Some more progressive unions, like the New York State Nurses Association and the New York State United Teachers, still officially remain part of the party. And while the departure of some unions has hurt the WFP’s numbers, that loss hasn’t proven to be a death blow – unlike what may be coming next. For the last year, Cuomo has been supporting a measure to raise the standards for third parties’ ballot access in the state. Though the original measure was struck down by a court, the new standards got passed into law in this year’s state budget. The WFP has seen this as Cuomo’s attempt to kill the party, because it means the party will need to earn a higher percentage of the vote than it has in years in order to maintain automatic access to the ballot in the state and the benefits that come with it. 

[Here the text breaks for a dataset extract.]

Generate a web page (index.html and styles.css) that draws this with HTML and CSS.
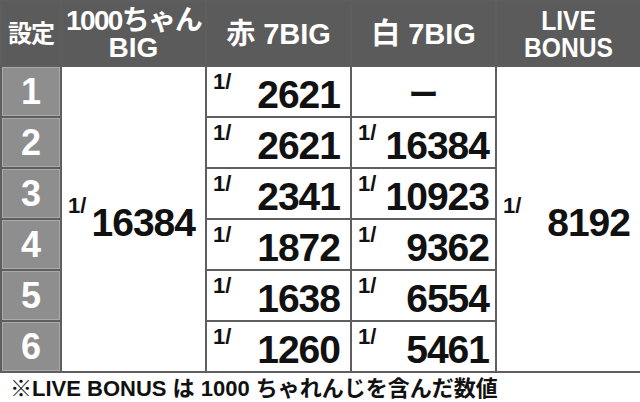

It’s easy to get lost in the politics of it all – the dealmaking and the strategy and the promotional campaign that will be necessary to get New Yorkers to vote on the WFP line on the presidential ballot in November. But Nnaemeka insisted that the WFP wasn’t just fighting for the sake of its own survival, but because the party can do good things.

“We’ll fight to preserve our party function, but because of what it can do,” she said. “Not because of the entity it is, but because we know that it can help move us closer to a New York where all of us can thrive.”

 

Correction: An earlier version of this story incorrectly described why the WFP supported state Sen. Nicholas Spano's 2004 reelection campaign.